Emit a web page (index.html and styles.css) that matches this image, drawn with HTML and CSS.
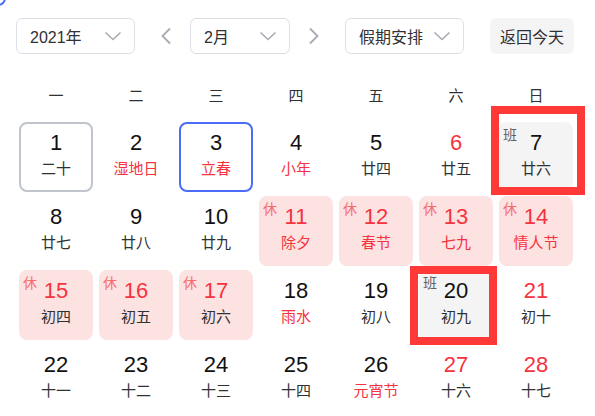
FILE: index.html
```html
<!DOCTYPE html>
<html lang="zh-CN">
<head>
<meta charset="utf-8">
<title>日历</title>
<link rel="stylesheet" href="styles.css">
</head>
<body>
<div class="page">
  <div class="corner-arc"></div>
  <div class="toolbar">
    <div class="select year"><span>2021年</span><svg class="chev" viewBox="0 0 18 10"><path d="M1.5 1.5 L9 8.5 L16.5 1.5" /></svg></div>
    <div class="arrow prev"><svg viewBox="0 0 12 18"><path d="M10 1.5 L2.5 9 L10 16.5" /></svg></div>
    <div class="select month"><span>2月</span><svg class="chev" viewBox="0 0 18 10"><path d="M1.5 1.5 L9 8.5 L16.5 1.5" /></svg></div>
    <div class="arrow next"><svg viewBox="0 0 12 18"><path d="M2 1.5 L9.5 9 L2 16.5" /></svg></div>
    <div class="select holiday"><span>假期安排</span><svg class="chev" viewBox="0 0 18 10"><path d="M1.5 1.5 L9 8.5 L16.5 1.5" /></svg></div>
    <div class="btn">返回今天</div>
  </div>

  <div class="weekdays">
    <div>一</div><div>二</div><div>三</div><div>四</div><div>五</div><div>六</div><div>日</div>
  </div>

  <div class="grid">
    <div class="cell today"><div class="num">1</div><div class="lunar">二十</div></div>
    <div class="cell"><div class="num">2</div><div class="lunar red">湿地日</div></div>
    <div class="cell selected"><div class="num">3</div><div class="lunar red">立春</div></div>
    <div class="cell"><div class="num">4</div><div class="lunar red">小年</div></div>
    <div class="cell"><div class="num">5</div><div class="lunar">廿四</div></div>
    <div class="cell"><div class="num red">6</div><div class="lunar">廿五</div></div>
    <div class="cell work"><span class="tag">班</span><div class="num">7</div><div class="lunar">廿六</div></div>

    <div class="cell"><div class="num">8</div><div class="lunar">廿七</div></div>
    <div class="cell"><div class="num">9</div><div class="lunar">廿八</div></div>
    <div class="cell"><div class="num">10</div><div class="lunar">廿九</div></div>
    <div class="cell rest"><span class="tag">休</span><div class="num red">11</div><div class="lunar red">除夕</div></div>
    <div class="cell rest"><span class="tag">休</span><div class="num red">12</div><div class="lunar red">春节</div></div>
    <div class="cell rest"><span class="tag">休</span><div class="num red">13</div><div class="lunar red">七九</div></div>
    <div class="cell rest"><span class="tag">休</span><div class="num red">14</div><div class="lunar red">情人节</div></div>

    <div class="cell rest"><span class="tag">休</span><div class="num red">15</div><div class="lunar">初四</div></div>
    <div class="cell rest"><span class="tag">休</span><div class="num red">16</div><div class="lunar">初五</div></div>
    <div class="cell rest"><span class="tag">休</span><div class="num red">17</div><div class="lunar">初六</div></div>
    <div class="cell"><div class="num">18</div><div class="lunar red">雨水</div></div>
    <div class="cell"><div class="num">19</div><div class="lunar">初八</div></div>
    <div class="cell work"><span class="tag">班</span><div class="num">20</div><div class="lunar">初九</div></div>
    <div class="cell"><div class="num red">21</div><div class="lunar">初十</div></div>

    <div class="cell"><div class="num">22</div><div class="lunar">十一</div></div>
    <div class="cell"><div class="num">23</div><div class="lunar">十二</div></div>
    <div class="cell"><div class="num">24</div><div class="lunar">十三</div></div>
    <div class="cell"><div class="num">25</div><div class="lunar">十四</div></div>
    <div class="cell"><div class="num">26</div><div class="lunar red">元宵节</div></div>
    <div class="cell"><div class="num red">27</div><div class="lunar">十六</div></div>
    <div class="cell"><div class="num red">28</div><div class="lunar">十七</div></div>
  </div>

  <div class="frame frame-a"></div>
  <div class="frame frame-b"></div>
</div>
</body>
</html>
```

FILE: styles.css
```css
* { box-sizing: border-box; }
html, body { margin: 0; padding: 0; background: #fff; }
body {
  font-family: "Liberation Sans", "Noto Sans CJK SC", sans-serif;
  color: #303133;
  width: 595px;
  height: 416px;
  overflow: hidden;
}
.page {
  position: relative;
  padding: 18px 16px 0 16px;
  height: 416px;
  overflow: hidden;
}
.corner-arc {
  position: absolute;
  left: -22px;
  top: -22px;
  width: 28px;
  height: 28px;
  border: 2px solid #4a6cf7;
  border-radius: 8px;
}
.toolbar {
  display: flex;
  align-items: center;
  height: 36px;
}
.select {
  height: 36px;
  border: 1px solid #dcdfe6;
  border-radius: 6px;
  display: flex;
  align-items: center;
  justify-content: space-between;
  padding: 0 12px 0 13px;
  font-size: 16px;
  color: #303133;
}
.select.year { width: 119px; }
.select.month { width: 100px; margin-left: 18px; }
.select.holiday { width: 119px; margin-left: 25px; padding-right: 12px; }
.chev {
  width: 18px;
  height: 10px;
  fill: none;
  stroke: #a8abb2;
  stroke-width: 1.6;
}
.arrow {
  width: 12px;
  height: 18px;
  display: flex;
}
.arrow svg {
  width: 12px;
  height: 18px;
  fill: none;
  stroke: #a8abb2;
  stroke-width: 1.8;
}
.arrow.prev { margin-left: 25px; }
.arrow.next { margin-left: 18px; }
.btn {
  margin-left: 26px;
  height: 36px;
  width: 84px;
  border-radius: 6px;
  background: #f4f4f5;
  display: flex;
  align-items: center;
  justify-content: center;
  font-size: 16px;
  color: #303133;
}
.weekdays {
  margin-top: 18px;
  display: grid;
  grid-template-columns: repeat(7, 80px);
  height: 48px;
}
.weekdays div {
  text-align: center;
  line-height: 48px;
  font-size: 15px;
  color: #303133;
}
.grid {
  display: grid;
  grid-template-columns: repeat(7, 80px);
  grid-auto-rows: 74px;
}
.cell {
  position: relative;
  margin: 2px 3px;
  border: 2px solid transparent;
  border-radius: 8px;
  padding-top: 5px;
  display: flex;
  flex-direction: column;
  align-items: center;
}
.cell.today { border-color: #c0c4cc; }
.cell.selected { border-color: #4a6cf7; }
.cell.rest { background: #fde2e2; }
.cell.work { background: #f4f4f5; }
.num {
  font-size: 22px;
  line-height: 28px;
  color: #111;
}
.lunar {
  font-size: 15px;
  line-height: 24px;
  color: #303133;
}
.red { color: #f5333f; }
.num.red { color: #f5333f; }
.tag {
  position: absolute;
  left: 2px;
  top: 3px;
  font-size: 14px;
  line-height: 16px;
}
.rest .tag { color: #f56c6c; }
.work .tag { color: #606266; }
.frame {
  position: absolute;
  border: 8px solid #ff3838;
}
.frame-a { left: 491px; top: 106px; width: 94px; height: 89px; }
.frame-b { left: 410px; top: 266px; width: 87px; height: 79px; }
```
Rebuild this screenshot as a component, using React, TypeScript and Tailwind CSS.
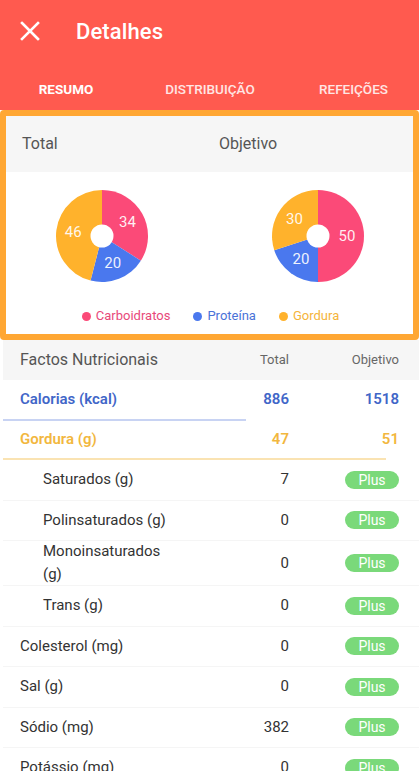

▶ _Stated task_
Repeat each entry exactly as it appears; skip any picture.

▶ _The result_
Emit a web page (index.html and styles.css) that matches this image, drawn with HTML and CSS.
FILE: index.html
```html
<!DOCTYPE html>
<html lang="zh-CN">
<head>
<meta charset="utf-8">
<title>日历</title>
<link rel="stylesheet" href="styles.css">
</head>
<body>
<div class="page">
  <div class="corner-arc"></div>
  <div class="toolbar">
    <div class="select year"><span>2021年</span><svg class="chev" viewBox="0 0 18 10"><path d="M1.5 1.5 L9 8.5 L16.5 1.5" /></svg></div>
    <div class="arrow prev"><svg viewBox="0 0 12 18"><path d="M10 1.5 L2.5 9 L10 16.5" /></svg></div>
    <div class="select month"><span>2月</span><svg class="chev" viewBox="0 0 18 10"><path d="M1.5 1.5 L9 8.5 L16.5 1.5" /></svg></div>
    <div class="arrow next"><svg viewBox="0 0 12 18"><path d="M2 1.5 L9.5 9 L2 16.5" /></svg></div>
    <div class="select holiday"><span>假期安排</span><svg class="chev" viewBox="0 0 18 10"><path d="M1.5 1.5 L9 8.5 L16.5 1.5" /></svg></div>
    <div class="btn">返回今天</div>
  </div>

  <div class="weekdays">
    <div>一</div><div>二</div><div>三</div><div>四</div><div>五</div><div>六</div><div>日</div>
  </div>

  <div class="grid">
    <div class="cell today"><div class="num">1</div><div class="lunar">二十</div></div>
    <div class="cell"><div class="num">2</div><div class="lunar red">湿地日</div></div>
    <div class="cell selected"><div class="num">3</div><div class="lunar red">立春</div></div>
    <div class="cell"><div class="num">4</div><div class="lunar red">小年</div></div>
    <div class="cell"><div class="num">5</div><div class="lunar">廿四</div></div>
    <div class="cell"><div class="num red">6</div><div class="lunar">廿五</div></div>
    <div class="cell work"><span class="tag">班</span><div class="num">7</div><div class="lunar">廿六</div></div>

    <div class="cell"><div class="num">8</div><div class="lunar">廿七</div></div>
    <div class="cell"><div class="num">9</div><div class="lunar">廿八</div></div>
    <div class="cell"><div class="num">10</div><div class="lunar">廿九</div></div>
    <div class="cell rest"><span class="tag">休</span><div class="num red">11</div><div class="lunar red">除夕</div></div>
    <div class="cell rest"><span class="tag">休</span><div class="num red">12</div><div class="lunar red">春节</div></div>
    <div class="cell rest"><span class="tag">休</span><div class="num red">13</div><div class="lunar red">七九</div></div>
    <div class="cell rest"><span class="tag">休</span><div class="num red">14</div><div class="lunar red">情人节</div></div>

    <div class="cell rest"><span class="tag">休</span><div class="num red">15</div><div class="lunar">初四</div></div>
    <div class="cell rest"><span class="tag">休</span><div class="num red">16</div><div class="lunar">初五</div></div>
    <div class="cell rest"><span class="tag">休</span><div class="num red">17</div><div class="lunar">初六</div></div>
    <div class="cell"><div class="num">18</div><div class="lunar red">雨水</div></div>
    <div class="cell"><div class="num">19</div><div class="lunar">初八</div></div>
    <div class="cell work"><span class="tag">班</span><div class="num">20</div><div class="lunar">初九</div></div>
    <div class="cell"><div class="num red">21</div><div class="lunar">初十</div></div>

    <div class="cell"><div class="num">22</div><div class="lunar">十一</div></div>
    <div class="cell"><div class="num">23</div><div class="lunar">十二</div></div>
    <div class="cell"><div class="num">24</div><div class="lunar">十三</div></div>
    <div class="cell"><div class="num">25</div><div class="lunar">十四</div></div>
    <div class="cell"><div class="num">26</div><div class="lunar red">元宵节</div></div>
    <div class="cell"><div class="num red">27</div><div class="lunar">十六</div></div>
    <div class="cell"><div class="num red">28</div><div class="lunar">十七</div></div>
  </div>

  <div class="frame frame-a"></div>
  <div class="frame frame-b"></div>
</div>
</body>
</html>
```

FILE: styles.css
```css
* { box-sizing: border-box; }
html, body { margin: 0; padding: 0; background: #fff; }
body {
  font-family: "Liberation Sans", "Noto Sans CJK SC", sans-serif;
  color: #303133;
  width: 595px;
  height: 416px;
  overflow: hidden;
}
.page {
  position: relative;
  padding: 18px 16px 0 16px;
  height: 416px;
  overflow: hidden;
}
.corner-arc {
  position: absolute;
  left: -22px;
  top: -22px;
  width: 28px;
  height: 28px;
  border: 2px solid #4a6cf7;
  border-radius: 8px;
}
.toolbar {
  display: flex;
  align-items: center;
  height: 36px;
}
.select {
  height: 36px;
  border: 1px solid #dcdfe6;
  border-radius: 6px;
  display: flex;
  align-items: center;
  justify-content: space-between;
  padding: 0 12px 0 13px;
  font-size: 16px;
  color: #303133;
}
.select.year { width: 119px; }
.select.month { width: 100px; margin-left: 18px; }
.select.holiday { width: 119px; margin-left: 25px; padding-right: 12px; }
.chev {
  width: 18px;
  height: 10px;
  fill: none;
  stroke: #a8abb2;
  stroke-width: 1.6;
}
.arrow {
  width: 12px;
  height: 18px;
  display: flex;
}
.arrow svg {
  width: 12px;
  height: 18px;
  fill: none;
  stroke: #a8abb2;
  stroke-width: 1.8;
}
.arrow.prev { margin-left: 25px; }
.arrow.next { margin-left: 18px; }
.btn {
  margin-left: 26px;
  height: 36px;
  width: 84px;
  border-radius: 6px;
  background: #f4f4f5;
  display: flex;
  align-items: center;
  justify-content: center;
  font-size: 16px;
  color: #303133;
}
.weekdays {
  margin-top: 18px;
  display: grid;
  grid-template-columns: repeat(7, 80px);
  height: 48px;
}
.weekdays div {
  text-align: center;
  line-height: 48px;
  font-size: 15px;
  color: #303133;
}
.grid {
  display: grid;
  grid-template-columns: repeat(7, 80px);
  grid-auto-rows: 74px;
}
.cell {
  position: relative;
  margin: 2px 3px;
  border: 2px solid transparent;
  border-radius: 8px;
  padding-top: 5px;
  display: flex;
  flex-direction: column;
  align-items: center;
}
.cell.today { border-color: #c0c4cc; }
.cell.selected { border-color: #4a6cf7; }
.cell.rest { background: #fde2e2; }
.cell.work { background: #f4f4f5; }
.num {
  font-size: 22px;
  line-height: 28px;
  color: #111;
}
.lunar {
  font-size: 15px;
  line-height: 24px;
  color: #303133;
}
.red { color: #f5333f; }
.num.red { color: #f5333f; }
.tag {
  position: absolute;
  left: 2px;
  top: 3px;
  font-size: 14px;
  line-height: 16px;
}
.rest .tag { color: #f56c6c; }
.work .tag { color: #606266; }
.frame {
  position: absolute;
  border: 8px solid #ff3838;
}
.frame-a { left: 491px; top: 106px; width: 94px; height: 89px; }
.frame-b { left: 410px; top: 266px; width: 87px; height: 79px; }
```
Rebuild this screenshot as a component, using React, TypeScript and Tailwind CSS.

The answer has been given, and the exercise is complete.